Choosing A Cochlear Implant, Is Your Provider Giving You All The Info?

Choosing A Cochlear Implant – Is Your Provider Giving You All The Information?

By Eric Sherman

Recently, I found myself in a Facebook group chat discussing how someone decided on their cochlear implant.  The person shared that they “naively” went along with their surgeons recommendations.  Fortunately, the implant worked out well for the person, but it raised an interesting question.  How much influence does the healthcare provider have over the individual’s decision in selecting a cochlear implant brand?   

I posed this question in several cochlear implant Facebook Groups. What influenced your decision to choose a specific brand? And why?  177 people responded and interestingly 60% of those respondents stated their choice was influenced by the cochlear implant center (hospital included), audiologist, and surgeon.  This is reasonable considering people generally trust their hearing healthcare providers.  But another picture emerged about hearing health professionals I did not expect.

I found people were unaware they had a choice when they were going through the selection process for a cochlear implant.  Certain facilities and government run healthcare systems have contracts with certain manufactures and insurance, limiting the devices that were offered.  Also, choices were limited because of known recalls or device failures. Audiologist and surgeons have a certain level of comfort and experience working with certain brands, so they would guide patients toward one brand over another.  One person even shared that one of the cochlear implant manufacturers settled a lawsuit with the U.S. Department of Justice for alleged kickbacks to health care providers.

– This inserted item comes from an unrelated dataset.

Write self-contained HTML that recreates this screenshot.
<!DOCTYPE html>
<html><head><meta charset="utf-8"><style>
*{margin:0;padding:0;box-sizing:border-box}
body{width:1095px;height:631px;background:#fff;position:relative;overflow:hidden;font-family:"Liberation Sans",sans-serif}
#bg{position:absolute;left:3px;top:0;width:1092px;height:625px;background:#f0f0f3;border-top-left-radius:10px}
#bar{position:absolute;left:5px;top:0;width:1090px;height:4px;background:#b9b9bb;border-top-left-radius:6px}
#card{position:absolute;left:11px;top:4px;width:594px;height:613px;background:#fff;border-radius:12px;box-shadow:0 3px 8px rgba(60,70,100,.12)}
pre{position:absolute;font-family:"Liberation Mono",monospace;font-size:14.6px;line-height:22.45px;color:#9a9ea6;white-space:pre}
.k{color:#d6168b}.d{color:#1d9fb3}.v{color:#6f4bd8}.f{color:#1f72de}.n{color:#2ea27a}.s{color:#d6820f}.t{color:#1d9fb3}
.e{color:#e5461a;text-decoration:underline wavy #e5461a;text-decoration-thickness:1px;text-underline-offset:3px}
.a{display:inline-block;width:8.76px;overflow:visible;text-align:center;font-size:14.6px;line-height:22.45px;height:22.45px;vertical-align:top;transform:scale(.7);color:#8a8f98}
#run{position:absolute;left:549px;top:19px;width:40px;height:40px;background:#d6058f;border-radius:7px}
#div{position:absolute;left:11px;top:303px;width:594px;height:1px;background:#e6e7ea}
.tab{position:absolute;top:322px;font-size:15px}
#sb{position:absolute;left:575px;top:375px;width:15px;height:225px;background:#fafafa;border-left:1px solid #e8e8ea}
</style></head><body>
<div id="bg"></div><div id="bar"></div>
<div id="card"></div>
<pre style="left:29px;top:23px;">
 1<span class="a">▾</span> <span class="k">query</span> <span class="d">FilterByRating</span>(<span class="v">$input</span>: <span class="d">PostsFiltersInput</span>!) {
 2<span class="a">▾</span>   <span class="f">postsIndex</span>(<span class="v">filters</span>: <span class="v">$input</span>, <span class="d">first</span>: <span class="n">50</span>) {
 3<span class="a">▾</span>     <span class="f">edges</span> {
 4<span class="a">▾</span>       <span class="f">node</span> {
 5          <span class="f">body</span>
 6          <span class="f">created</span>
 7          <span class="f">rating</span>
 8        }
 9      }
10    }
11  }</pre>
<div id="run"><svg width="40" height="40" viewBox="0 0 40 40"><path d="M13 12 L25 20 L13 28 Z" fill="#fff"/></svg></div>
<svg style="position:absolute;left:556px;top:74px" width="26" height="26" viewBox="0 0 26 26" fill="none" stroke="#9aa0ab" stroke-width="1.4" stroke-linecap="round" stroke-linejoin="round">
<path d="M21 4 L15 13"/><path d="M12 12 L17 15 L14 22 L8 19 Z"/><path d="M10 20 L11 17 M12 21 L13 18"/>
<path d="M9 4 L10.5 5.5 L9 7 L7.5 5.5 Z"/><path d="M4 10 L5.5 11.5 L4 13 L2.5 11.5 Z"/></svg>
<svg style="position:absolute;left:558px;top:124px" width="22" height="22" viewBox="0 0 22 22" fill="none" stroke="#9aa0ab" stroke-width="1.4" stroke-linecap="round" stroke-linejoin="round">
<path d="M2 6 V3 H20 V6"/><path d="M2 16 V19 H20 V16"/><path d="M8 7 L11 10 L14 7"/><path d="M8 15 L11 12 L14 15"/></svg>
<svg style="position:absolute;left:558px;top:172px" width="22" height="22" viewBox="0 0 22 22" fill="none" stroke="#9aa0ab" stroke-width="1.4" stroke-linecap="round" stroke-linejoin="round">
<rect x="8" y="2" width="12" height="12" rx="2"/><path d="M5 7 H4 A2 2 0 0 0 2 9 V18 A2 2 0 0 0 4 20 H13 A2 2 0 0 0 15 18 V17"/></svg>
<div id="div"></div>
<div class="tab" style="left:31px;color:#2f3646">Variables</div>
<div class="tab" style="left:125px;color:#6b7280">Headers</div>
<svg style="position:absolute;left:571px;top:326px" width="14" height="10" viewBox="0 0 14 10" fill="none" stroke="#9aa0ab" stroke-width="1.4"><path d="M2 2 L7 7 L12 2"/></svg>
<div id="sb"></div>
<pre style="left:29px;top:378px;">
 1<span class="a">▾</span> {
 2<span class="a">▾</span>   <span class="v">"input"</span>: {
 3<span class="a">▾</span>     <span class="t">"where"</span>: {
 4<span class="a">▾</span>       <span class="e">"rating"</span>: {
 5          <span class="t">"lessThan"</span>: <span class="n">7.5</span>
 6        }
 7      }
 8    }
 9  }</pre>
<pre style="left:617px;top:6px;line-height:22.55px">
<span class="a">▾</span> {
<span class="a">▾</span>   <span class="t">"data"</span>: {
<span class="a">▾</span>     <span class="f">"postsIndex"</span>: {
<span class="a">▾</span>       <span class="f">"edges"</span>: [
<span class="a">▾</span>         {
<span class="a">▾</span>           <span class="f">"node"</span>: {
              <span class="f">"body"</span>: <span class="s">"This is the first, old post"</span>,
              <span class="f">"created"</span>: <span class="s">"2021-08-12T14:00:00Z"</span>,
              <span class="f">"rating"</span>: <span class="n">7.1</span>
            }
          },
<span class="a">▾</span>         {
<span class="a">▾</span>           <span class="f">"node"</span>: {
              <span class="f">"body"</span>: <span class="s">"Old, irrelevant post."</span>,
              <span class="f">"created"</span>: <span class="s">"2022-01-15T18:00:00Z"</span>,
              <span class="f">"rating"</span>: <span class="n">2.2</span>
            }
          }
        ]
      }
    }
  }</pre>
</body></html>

Trust and comfort is important when dealing with your hearing health professionals, and you should have all the facts when your audiologist, surgeon, or implant center recommends a life-long implant for you or a family member.   This includes knowing if their recommendations are based on business reasons, experience, or own personal preferences. 

In the end, when going through your selection process for a cochlear implant, you need to do your research and due diligence.   If you can’t get the device you want implanted, you may have to switch providers or facilities.